Both pervasive institutional and individual racism resulted over a period of generations in an erosion of trust in health care providers, particularly among Black men, who remain reluctant to visit a doctor. Gaining the trust of such a skeptical population often seemed like an insurmountable barrier until the 2018 barbershop study.

Community advocates are encouraged by the promising results of that study, which saw 319 Black men lower their blood pressure with the help of pharmacists working in conjunction with barbers.

Researchers at the Smidt Heart Institute at Cedars-Sinai conducted a follow-up study to further identify the successful elements that could be replicated on a larger scale to create more equitable outcomes for larger groups of Black men.

“Direct contact with the pharmacists in such a trusted place gave them a sense of agency they didn’t feel in clinical settings, and the fact that they had discussed the study with barbers, family and friends made them feel more committed to improving their health,” researchers concluded during a presentation at the American Cardiology Scientific Session in Washington, D.C., in April.

Lacey envisions a barbershop where barbers are trained to have conversations about health care with clients while giving them a fade or a tight cut.

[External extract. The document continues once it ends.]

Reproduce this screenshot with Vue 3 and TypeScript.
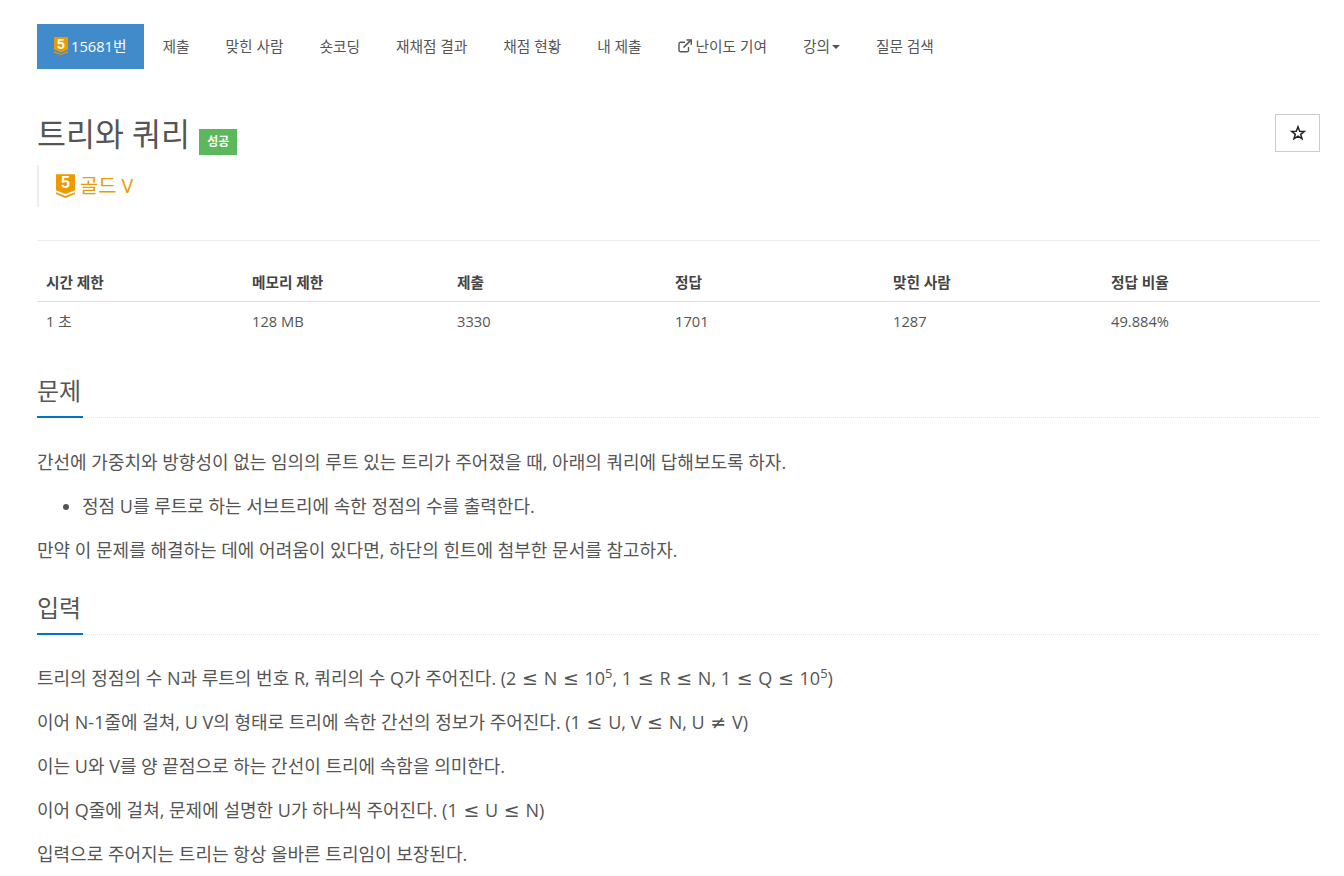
<script setup lang="ts">
const navItems: { label: string; ext?: boolean; caret?: boolean }[] = [
  { label: '제출' },
  { label: '맞힌 사람' },
  { label: '숏코딩' },
  { label: '재채점 결과' },
  { label: '채점 현황' },
  { label: '내 제출' },
  { label: '난이도 기여', ext: true },
  { label: '강의', caret: true },
  { label: '질문 검색' },
]
const heads = ['시간 제한', '메모리 제한', '제출', '정답', '맞힌 사람', '정답 비율']
const cells = ['1 초', '128 MB', '3330', '1701', '1287', '49.884%']
</script>

<template>
  <div class="page">
    <nav class="tabs">
      <a class="tab active">
        <svg class="tier small" viewBox="0 0 14 18">
          <path d="M0 0H14V12.5L7 15.5L0 12.5Z" fill="#ec9a00" />
          <path d="M0 14L7 17L14 14V15.5L7 18L0 15.5Z" fill="#ec9a00" />
          <text x="7" y="11.5" text-anchor="middle" class="tier-num">5</text>
        </svg>
        <span>15681번</span>
      </a>
      <a v-for="item in navItems" :key="item.label" class="tab">
        <svg v-if="item.ext" class="ext" viewBox="0 0 14 14" fill="none" stroke="#555" stroke-width="1.4">
          <path d="M10.5 8V11.2A1.6 1.6 0 0 1 8.9 12.8H2.6A1.6 1.6 0 0 1 1 11.2V4.9A1.6 1.6 0 0 1 2.6 3.3H7" />
          <path d="M5.5 8.5L12.5 1.5" stroke-width="1.7" />
          <path d="M8.5 1H13.3V5.8" stroke-width="1.5" />
        </svg>
        <span>{{ item.label }}</span>
        <i v-if="item.caret" class="caret"></i>
      </a>
    </nav>

    <header class="title-row">
      <h1 class="title">트리와 쿼리 <span class="label">성공</span></h1>
      <button class="star" aria-label="star">
        <svg viewBox="0 0 16 16" width="16" height="16" fill="none" stroke="#222" stroke-width="1.5">
          <path d="M8 1.8L9.7 6.2L14.4 6.4L10.7 9.3L12 13.8L8 11.2L4 13.8L5.3 9.3L1.6 6.4L6.3 6.2Z" />
        </svg>
      </button>
    </header>

    <div class="tier-quote">
      <svg class="tier big" viewBox="0 0 20 25">
        <path d="M0 0H20V17L10 21L0 17Z" fill="#ec9a00" />
        <path d="M0 19L10 23L20 19V21L10 25L0 21Z" fill="#ec9a00" />
        <text x="10" y="15" text-anchor="middle" class="tier-num">5</text>
      </svg>
      <span>골드 V</span>
    </div>

    <hr class="rule" />

    <table class="stats">
      <thead>
        <tr><th v-for="h in heads" :key="h">{{ h }}</th></tr>
      </thead>
      <tbody>
        <tr><td v-for="c in cells" :key="c">{{ c }}</td></tr>
      </tbody>
    </table>

    <section class="section first">
      <div class="headline"><h2>문제</h2></div>
      <p>간선에 가중치와 방향성이 없는 임의의 루트 있는 트리가 주어졌을 때, 아래의 쿼리에 답해보도록 하자.</p>
      <ul>
        <li>정점 U를 루트로 하는 서브트리에 속한 정점의 수를 출력한다.</li>
      </ul>
      <p>만약 이 문제를 해결하는 데에 어려움이 있다면, 하단의 힌트에 첨부한 문서를 참고하자.</p>
    </section>

    <section class="section">
      <div class="headline"><h2>입력</h2></div>
      <p>트리의 정점의 수 N과 루트의 번호 R, 쿼리의 수 Q가 주어진다. (2 <b class="rel">≤</b> N <b class="rel">≤</b> 10<sup>5</sup>, 1 <b class="rel">≤</b> R <b class="rel">≤</b> N, 1 <b class="rel">≤</b> Q <b class="rel">≤</b> 10<sup>5</sup>)</p>
      <p>이어 N-1줄에 걸쳐, U V의 형태로 트리에 속한 간선의 정보가 주어진다. (1 <b class="rel">≤</b> U, V <b class="rel">≤</b> N, U <b class="rel">≠</b> V)</p>
      <p>이는 U와 V를 양 끝점으로 하는 간선이 트리에 속함을 의미한다.</p>
      <p>이어 Q줄에 걸쳐, 문제에 설명한 U가 하나씩 주어진다. (1 <b class="rel">≤</b> U <b class="rel">≤</b> N)</p>
      <p>입력으로 주어지는 트리는 항상 올바른 트리임이 보장된다.</p>
    </section>
  </div>
</template>

<style>
html, body { background: #fff; overflow: hidden; }
</style>

<style scoped>
.page {
  height: 876px;
  box-sizing: border-box;
  overflow: hidden;
  padding: 24px 24px 0 37px;
  color: #555;
  font-family: "Open Sans", "Noto Sans CJK KR", sans-serif;
  font-size: 15px;
  line-height: 20px;
}
.tabs { display: flex; height: 45px; }
.tab {
  display: flex;
  align-items: center;
  padding: 0 18px 1px;
  white-space: nowrap;
  color: #555;
  font-size: 14.7px;
}
.tab.active {
  background: #428bca;
  color: #fff;
  padding: 0 17px 1px;
  margin-right: 1px;
}
.tier.small { width: 14px; height: 18px; margin-right: 3px; }
.tier.big { width: 19px; height: 24px; margin-right: 5px; }
.tier-num { fill: #fff; font-weight: 700; font-size: 14px; font-family: "Liberation Sans", sans-serif; }
.big .tier-num { font-size: 17px; }
.ext { width: 14px; height: 14px; margin-right: 4px; }
.caret {
  width: 0; height: 0; margin-left: 2px; margin-top: 2px;
  border-top: 4px solid #555;
  border-left: 4px solid transparent;
  border-right: 4px solid transparent;
}
.title-row {
  display: flex;
  justify-content: space-between;
  align-items: flex-start;
  margin-top: 45px;
  height: 51px;
}
.title {
  margin: 0;
  font-size: 31.5px;
  line-height: 40px;
  font-weight: 400;
  color: #555;
  white-space: nowrap;
}
.label {
  display: inline-block;
  vertical-align: 0;
  background: #5cb85c;
  color: #fff;
  font-size: 12px;
  font-weight: 700;
  line-height: 26px;
  height: 26px;
  padding: 0 8px;
  margin-left: 1px;
}
.star {
  width: 45px;
  height: 38px;
  border: 1px solid #ccc;
  background: #fff;
  padding: 0;
  display: flex;
  align-items: center;
  justify-content: center;
}
.tier-quote {
  display: flex;
  align-items: center;
  height: 42px;
  border-left: 2px solid #eee;
  padding-left: 17px;
  color: #ec9a00;
  font-size: 19.8px;
}
.rule { border: 0; border-top: 1px solid #eee; margin: 33px 0 0; }
.stats {
  width: 100%;
  border-collapse: collapse;
  table-layout: fixed;
  margin-top: 21px;
}
.stats th, .stats td {
  box-sizing: border-box;
  text-align: left;
  padding: 9px 9px 11px;
  font-size: 14.7px;
  line-height: 20px;
}
.stats th { font-weight: 700; color: #444; border-bottom: 1px solid #ddd; padding: 10px 9px 9px; }
.stats th:nth-child(1) { width: 206px; }
.stats th:nth-child(2) { width: 205px; }
.stats th:nth-child(3), .stats th:nth-child(4), .stats th:nth-child(5) { width: 218px; }
.section { margin-top: 22px; }
.section.first { margin-top: 26px; }
.headline { border-bottom: 1px dotted #e6e6e6; height: 49px; margin-bottom: 30px; }
.first .headline { margin-bottom: 31px; }
.headline h2 {
  display: inline-block;
  margin: 0;
  height: 50px;
  box-sizing: border-box;
  padding: 8px 0;
  width: 46px;
  border-bottom: 2px solid #0076c0;
  font-size: 24px;
  line-height: 30px;
  font-weight: 400;
  color: #555;
}
p {
  margin: 0 0 18px;
  font-size: 18px;
  line-height: 26px;
  color: #555;
}
ul { margin: 0 0 18px; padding-left: 45px; font-size: 18px; line-height: 26px; }
.rel { font-weight: 400; margin: 0 1px; font-family: "DejaVu Sans", sans-serif; font-size: 19px; line-height: 0; }
sup { font-size: 13px; line-height: 0; vertical-align: 7px; }
</style>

Those clients will also have the opportunity to consult health professionals on the spot.

“The benefit of opening our own barbershop is that we can create that space to be able to have those conversations to be able to expand our menu of services and to create the type of health care that people deserve,” Lacey says. “This is part of the process of rebuilding trust in the health care system. It’s providing quality services for people that honor and give them dignity, that meet them where they are, and that are provided by people who look like them.”